— START Extracted records —

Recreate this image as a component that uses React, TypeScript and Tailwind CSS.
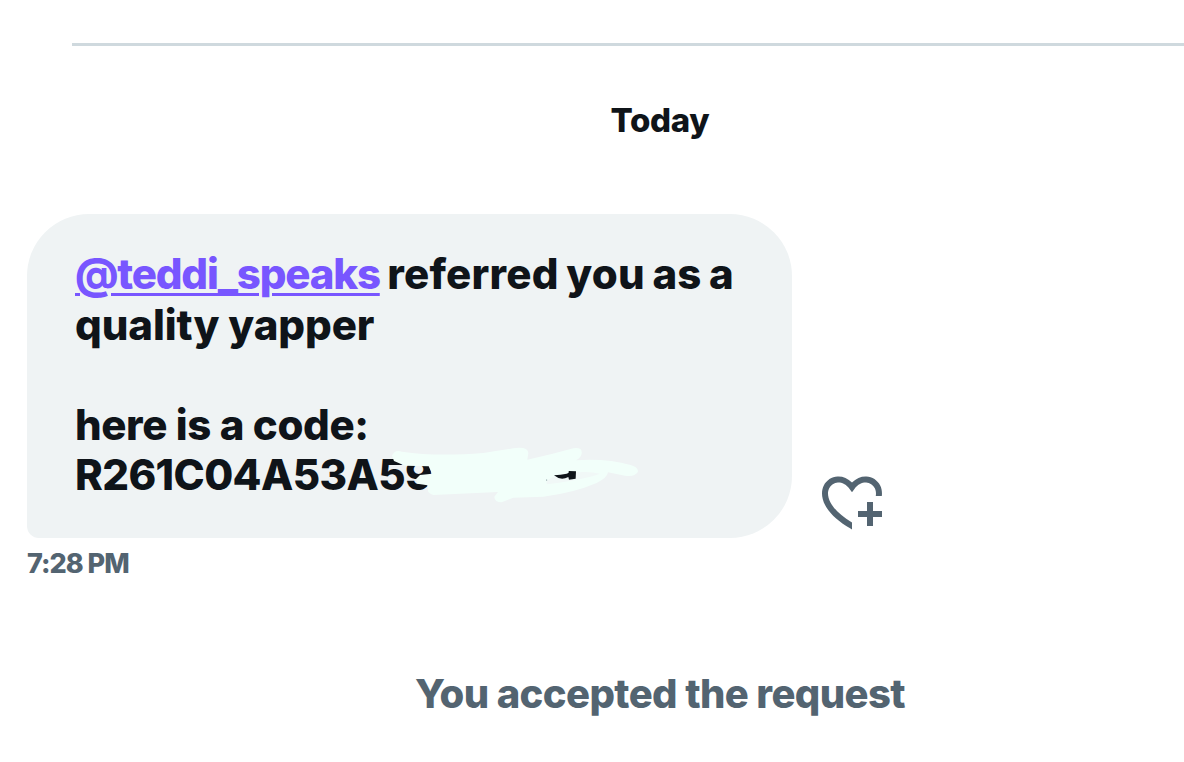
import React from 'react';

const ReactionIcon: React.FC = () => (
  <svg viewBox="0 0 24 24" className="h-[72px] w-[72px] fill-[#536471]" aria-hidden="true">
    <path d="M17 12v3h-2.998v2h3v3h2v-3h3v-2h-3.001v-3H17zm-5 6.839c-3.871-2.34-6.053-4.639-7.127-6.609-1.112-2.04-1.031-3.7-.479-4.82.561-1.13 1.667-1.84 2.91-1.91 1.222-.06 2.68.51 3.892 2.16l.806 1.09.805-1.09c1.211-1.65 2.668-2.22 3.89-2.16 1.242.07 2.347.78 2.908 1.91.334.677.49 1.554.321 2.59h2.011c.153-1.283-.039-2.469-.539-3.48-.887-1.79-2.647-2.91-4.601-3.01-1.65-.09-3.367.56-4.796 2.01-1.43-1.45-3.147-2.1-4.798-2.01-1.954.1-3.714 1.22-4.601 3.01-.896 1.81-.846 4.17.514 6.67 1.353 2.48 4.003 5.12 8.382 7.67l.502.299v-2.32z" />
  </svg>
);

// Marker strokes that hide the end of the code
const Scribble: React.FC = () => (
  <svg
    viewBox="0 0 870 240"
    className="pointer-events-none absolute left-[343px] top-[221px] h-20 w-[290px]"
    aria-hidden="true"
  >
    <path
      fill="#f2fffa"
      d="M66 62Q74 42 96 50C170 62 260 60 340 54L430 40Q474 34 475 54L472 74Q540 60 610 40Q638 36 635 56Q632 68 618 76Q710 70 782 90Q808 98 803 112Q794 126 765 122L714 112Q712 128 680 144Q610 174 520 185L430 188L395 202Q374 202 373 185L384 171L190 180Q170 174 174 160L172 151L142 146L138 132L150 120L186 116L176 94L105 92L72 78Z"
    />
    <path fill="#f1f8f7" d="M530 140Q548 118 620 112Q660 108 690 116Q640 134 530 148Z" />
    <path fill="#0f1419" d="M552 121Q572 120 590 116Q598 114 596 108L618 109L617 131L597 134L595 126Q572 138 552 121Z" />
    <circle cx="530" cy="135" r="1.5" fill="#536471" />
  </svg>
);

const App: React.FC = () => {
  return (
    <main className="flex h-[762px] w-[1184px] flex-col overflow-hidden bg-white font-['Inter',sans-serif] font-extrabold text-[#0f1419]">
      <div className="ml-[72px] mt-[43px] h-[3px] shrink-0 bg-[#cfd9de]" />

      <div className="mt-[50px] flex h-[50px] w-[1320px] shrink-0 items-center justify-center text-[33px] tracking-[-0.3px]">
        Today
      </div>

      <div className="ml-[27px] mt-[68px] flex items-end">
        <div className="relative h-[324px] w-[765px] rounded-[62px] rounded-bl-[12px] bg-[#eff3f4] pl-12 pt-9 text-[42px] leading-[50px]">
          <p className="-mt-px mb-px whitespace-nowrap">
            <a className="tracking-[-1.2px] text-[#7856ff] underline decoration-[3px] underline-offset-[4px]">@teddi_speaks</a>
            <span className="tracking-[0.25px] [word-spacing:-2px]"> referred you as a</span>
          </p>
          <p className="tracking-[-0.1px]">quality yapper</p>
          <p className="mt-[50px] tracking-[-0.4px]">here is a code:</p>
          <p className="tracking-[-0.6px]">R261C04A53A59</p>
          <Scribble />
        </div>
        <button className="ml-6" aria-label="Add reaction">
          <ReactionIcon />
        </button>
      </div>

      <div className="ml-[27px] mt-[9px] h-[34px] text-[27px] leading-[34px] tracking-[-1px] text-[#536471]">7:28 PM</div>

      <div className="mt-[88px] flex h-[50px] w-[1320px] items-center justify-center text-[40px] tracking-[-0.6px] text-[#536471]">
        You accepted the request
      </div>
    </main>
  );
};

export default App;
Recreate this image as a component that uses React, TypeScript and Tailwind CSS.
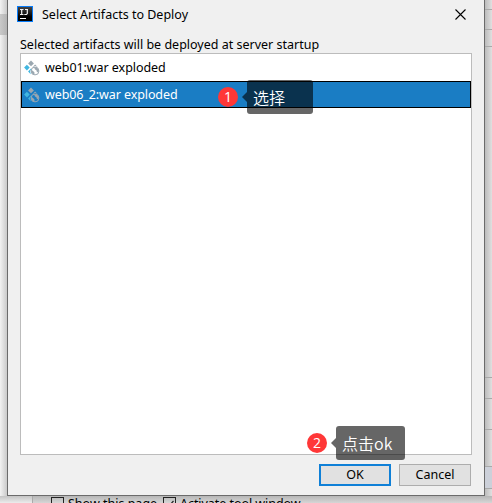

— END Extracted records —

What is required:
Copy the material above in full and exactly, skipping pictures.

Response:
Recreate this image as a component that uses React, TypeScript and Tailwind CSS.
import React from 'react';

const ReactionIcon: React.FC = () => (
  <svg viewBox="0 0 24 24" className="h-[72px] w-[72px] fill-[#536471]" aria-hidden="true">
    <path d="M17 12v3h-2.998v2h3v3h2v-3h3v-2h-3.001v-3H17zm-5 6.839c-3.871-2.34-6.053-4.639-7.127-6.609-1.112-2.04-1.031-3.7-.479-4.82.561-1.13 1.667-1.84 2.91-1.91 1.222-.06 2.68.51 3.892 2.16l.806 1.09.805-1.09c1.211-1.65 2.668-2.22 3.89-2.16 1.242.07 2.347.78 2.908 1.91.334.677.49 1.554.321 2.59h2.011c.153-1.283-.039-2.469-.539-3.48-.887-1.79-2.647-2.91-4.601-3.01-1.65-.09-3.367.56-4.796 2.01-1.43-1.45-3.147-2.1-4.798-2.01-1.954.1-3.714 1.22-4.601 3.01-.896 1.81-.846 4.17.514 6.67 1.353 2.48 4.003 5.12 8.382 7.67l.502.299v-2.32z" />
  </svg>
);

// Marker strokes that hide the end of the code
const Scribble: React.FC = () => (
  <svg
    viewBox="0 0 870 240"
    className="pointer-events-none absolute left-[343px] top-[221px] h-20 w-[290px]"
    aria-hidden="true"
  >
    <path
      fill="#f2fffa"
      d="M66 62Q74 42 96 50C170 62 260 60 340 54L430 40Q474 34 475 54L472 74Q540 60 610 40Q638 36 635 56Q632 68 618 76Q710 70 782 90Q808 98 803 112Q794 126 765 122L714 112Q712 128 680 144Q610 174 520 185L430 188L395 202Q374 202 373 185L384 171L190 180Q170 174 174 160L172 151L142 146L138 132L150 120L186 116L176 94L105 92L72 78Z"
    />
    <path fill="#f1f8f7" d="M530 140Q548 118 620 112Q660 108 690 116Q640 134 530 148Z" />
    <path fill="#0f1419" d="M552 121Q572 120 590 116Q598 114 596 108L618 109L617 131L597 134L595 126Q572 138 552 121Z" />
    <circle cx="530" cy="135" r="1.5" fill="#536471" />
  </svg>
);

const App: React.FC = () => {
  return (
    <main className="flex h-[762px] w-[1184px] flex-col overflow-hidden bg-white font-['Inter',sans-serif] font-extrabold text-[#0f1419]">
      <div className="ml-[72px] mt-[43px] h-[3px] shrink-0 bg-[#cfd9de]" />

      <div className="mt-[50px] flex h-[50px] w-[1320px] shrink-0 items-center justify-center text-[33px] tracking-[-0.3px]">
        Today
      </div>

      <div className="ml-[27px] mt-[68px] flex items-end">
        <div className="relative h-[324px] w-[765px] rounded-[62px] rounded-bl-[12px] bg-[#eff3f4] pl-12 pt-9 text-[42px] leading-[50px]">
          <p className="-mt-px mb-px whitespace-nowrap">
            <a className="tracking-[-1.2px] text-[#7856ff] underline decoration-[3px] underline-offset-[4px]">@teddi_speaks</a>
            <span className="tracking-[0.25px] [word-spacing:-2px]"> referred you as a</span>
          </p>
          <p className="tracking-[-0.1px]">quality yapper</p>
          <p className="mt-[50px] tracking-[-0.4px]">here is a code:</p>
          <p className="tracking-[-0.6px]">R261C04A53A59</p>
          <Scribble />
        </div>
        <button className="ml-6" aria-label="Add reaction">
          <ReactionIcon />
        </button>
      </div>

      <div className="ml-[27px] mt-[9px] h-[34px] text-[27px] leading-[34px] tracking-[-1px] text-[#536471]">7:28 PM</div>

      <div className="mt-[88px] flex h-[50px] w-[1320px] items-center justify-center text-[40px] tracking-[-0.6px] text-[#536471]">
        You accepted the request
      </div>
    </main>
  );
};

export default App;
Recreate this image as a component that uses React, TypeScript and Tailwind CSS.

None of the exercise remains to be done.